Generalized Space–Time Fractional Dynamics in Networks and Lattices

Abstract

We analyze generalized space–time fractional motions on undirected networks and lattices. The continuous-time random walk (CTRW) approach of Montroll and Weiss is employed to subordinate a space fractional walk to a generalization of the time fractional Poisson renewal process.
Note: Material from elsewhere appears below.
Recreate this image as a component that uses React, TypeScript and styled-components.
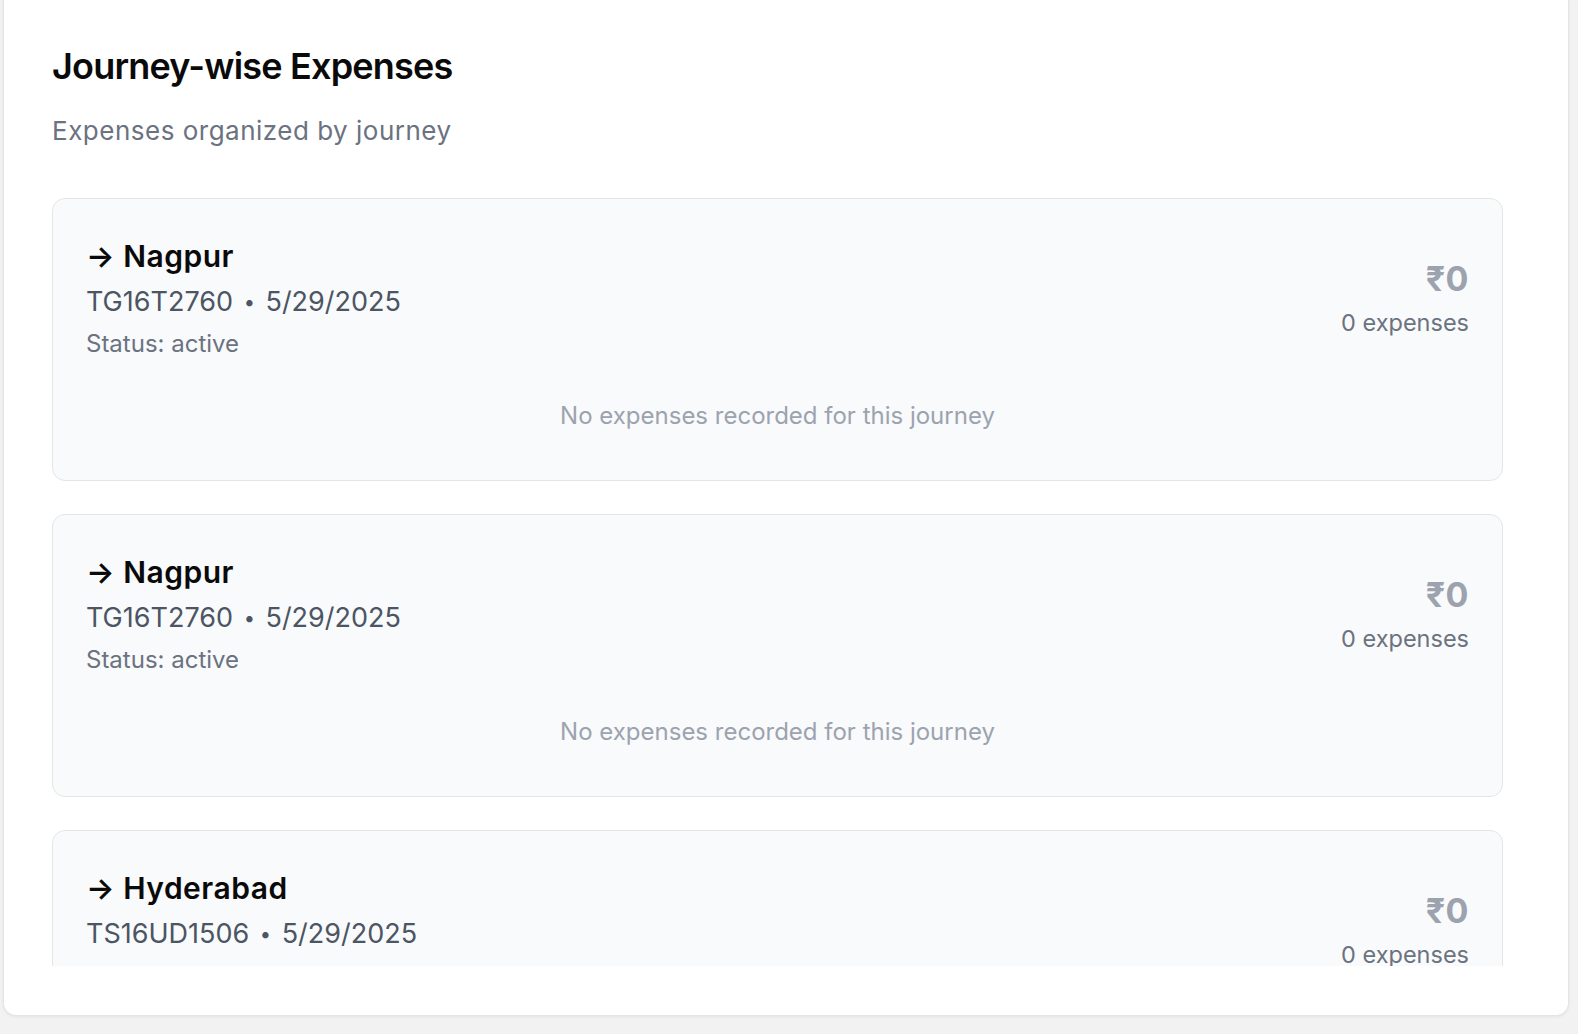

This process introduces a non-Markovian walk with long-time memory effects and fat-tailed characteristics in the waiting time density. We analyze ‘generalized space–time fractional diffusion’ in the infinite d-dimensional integer lattice \( \mathbb {Z}^d\). We obtain in the diffusion limit a ‘macroscopic’ space–time fractional diffusion equation. Classical CTRW models such as with Laskin’s fractional Poisson process and standard Poisson process which occur as special cases are also analyzed. The developed generalized space–time fractional CTRW model contains a four-dimensional parameter space and offers therefore a great flexibility to describe real-world situations in complex systems.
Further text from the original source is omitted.